§ **What to produce**
Reproduce the listing below word for word, with no pictures.

§ **Data shown**
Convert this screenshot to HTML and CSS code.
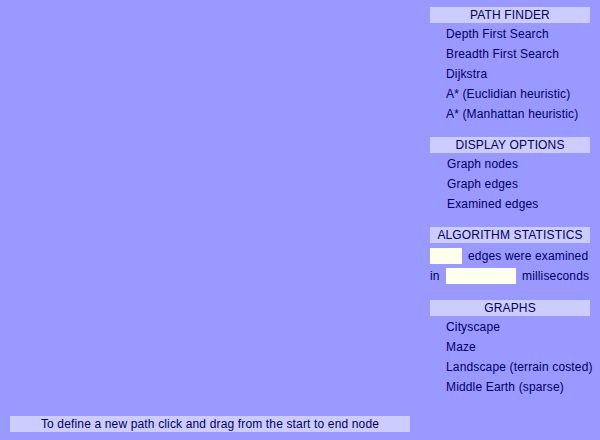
FILE: index.html
```html
<!DOCTYPE html>
<html>
<head>
<meta charset="utf-8">
<link rel="stylesheet" href="styles.css">
</head>
<body>
<div class="app">
  <div class="canvas">
    <div class="status">To define a new path click and drag from the start to end node</div>
  </div>
  <div class="sidebar">
    <div class="section">
      <div class="bar">PATH FINDER</div>
      <div class="item">Depth First Search</div>
      <div class="item">Breadth First Search</div>
      <div class="item">Dijkstra</div>
      <div class="item">A* (Euclidian heuristic)</div>
      <div class="item">A* (Manhattan heuristic)</div>
    </div>
    <div class="section">
      <div class="bar">DISPLAY OPTIONS</div>
      <div class="item opt">Graph nodes</div>
      <div class="item opt">Graph edges</div>
      <div class="item opt">Examined edges</div>
    </div>
    <div class="section stats">
      <div class="bar">ALGORITHM STATISTICS</div>
      <div class="stat"><span class="box small"></span><span>edges were examined</span></div>
      <div class="stat"><span class="in">in</span><span class="box wide"></span><span>milliseconds</span></div>
    </div>
    <div class="section">
      <div class="bar">GRAPHS</div>
      <div class="item">Cityscape</div>
      <div class="item">Maze</div>
      <div class="item">Landscape (terrain costed)</div>
      <div class="item">Middle Earth (sparse)</div>
    </div>
  </div>
</div>
</body>
</html>
```
FILE: styles.css
```css
html, body {
  margin: 0;
  padding: 0;
  background: #9999ff;
}
body {
  font-family: "Liberation Sans", Arial, sans-serif;
  font-size: 12px;
  letter-spacing: 0.15px;
  color: #000066;
  width: 600px;
  height: 440px;
  overflow: hidden;
}
.app {
  display: flex;
  height: 440px;
}
.canvas {
  width: 430px;
  display: flex;
  flex-direction: column;
  justify-content: flex-end;
  padding: 0 0 8px 10px;
  box-sizing: border-box;
}
.status {
  width: 400px;
  height: 16px;
  line-height: 17px;
  background: #ccccff;
  text-align: center;
}
.sidebar {
  width: 170px;
  padding-top: 7px;
  display: flex;
  flex-direction: column;
  gap: 14px;
}
.bar {
  width: 160px;
  height: 16px;
  line-height: 17px;
  background: #ccccff;
  text-align: center;
}
.item {
  height: 20px;
  line-height: 22px;
  padding-left: 16px;
}
.item.opt {
  padding-left: 17px;
}
.stats .bar {
  margin-bottom: 3px;
}
.stat {
  height: 20px;
  display: flex;
  align-items: center;
  gap: 6px;
  white-space: nowrap;
}
.box {
  display: block;
  height: 16px;
  background: #ffffee;
}
.box.small { width: 32px; }
.box.wide { width: 70px; }
.in { width: 10px; }
```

§ **The reply**
Convert this screenshot to HTML and CSS code.
FILE: index.html
```html
<!DOCTYPE html>
<html>
<head>
<meta charset="utf-8">
<link rel="stylesheet" href="styles.css">
</head>
<body>
<div class="app">
  <div class="canvas">
    <div class="status">To define a new path click and drag from the start to end node</div>
  </div>
  <div class="sidebar">
    <div class="section">
      <div class="bar">PATH FINDER</div>
      <div class="item">Depth First Search</div>
      <div class="item">Breadth First Search</div>
      <div class="item">Dijkstra</div>
      <div class="item">A* (Euclidian heuristic)</div>
      <div class="item">A* (Manhattan heuristic)</div>
    </div>
    <div class="section">
      <div class="bar">DISPLAY OPTIONS</div>
      <div class="item opt">Graph nodes</div>
      <div class="item opt">Graph edges</div>
      <div class="item opt">Examined edges</div>
    </div>
    <div class="section stats">
      <div class="bar">ALGORITHM STATISTICS</div>
      <div class="stat"><span class="box small"></span><span>edges were examined</span></div>
      <div class="stat"><span class="in">in</span><span class="box wide"></span><span>milliseconds</span></div>
    </div>
    <div class="section">
      <div class="bar">GRAPHS</div>
      <div class="item">Cityscape</div>
      <div class="item">Maze</div>
      <div class="item">Landscape (terrain costed)</div>
      <div class="item">Middle Earth (sparse)</div>
    </div>
  </div>
</div>
</body>
</html>
```
FILE: styles.css
```css
html, body {
  margin: 0;
  padding: 0;
  background: #9999ff;
}
body {
  font-family: "Liberation Sans", Arial, sans-serif;
  font-size: 12px;
  letter-spacing: 0.15px;
  color: #000066;
  width: 600px;
  height: 440px;
  overflow: hidden;
}
.app {
  display: flex;
  height: 440px;
}
.canvas {
  width: 430px;
  display: flex;
  flex-direction: column;
  justify-content: flex-end;
  padding: 0 0 8px 10px;
  box-sizing: border-box;
}
.status {
  width: 400px;
  height: 16px;
  line-height: 17px;
  background: #ccccff;
  text-align: center;
}
.sidebar {
  width: 170px;
  padding-top: 7px;
  display: flex;
  flex-direction: column;
  gap: 14px;
}
.bar {
  width: 160px;
  height: 16px;
  line-height: 17px;
  background: #ccccff;
  text-align: center;
}
.item {
  height: 20px;
  line-height: 22px;
  padding-left: 16px;
}
.item.opt {
  padding-left: 17px;
}
.stats .bar {
  margin-bottom: 3px;
}
.stat {
  height: 20px;
  display: flex;
  align-items: center;
  gap: 6px;
  white-space: nowrap;
}
.box {
  display: block;
  height: 16px;
  background: #ffffee;
}
.box.small { width: 32px; }
.box.wide { width: 70px; }
.in { width: 10px; }
```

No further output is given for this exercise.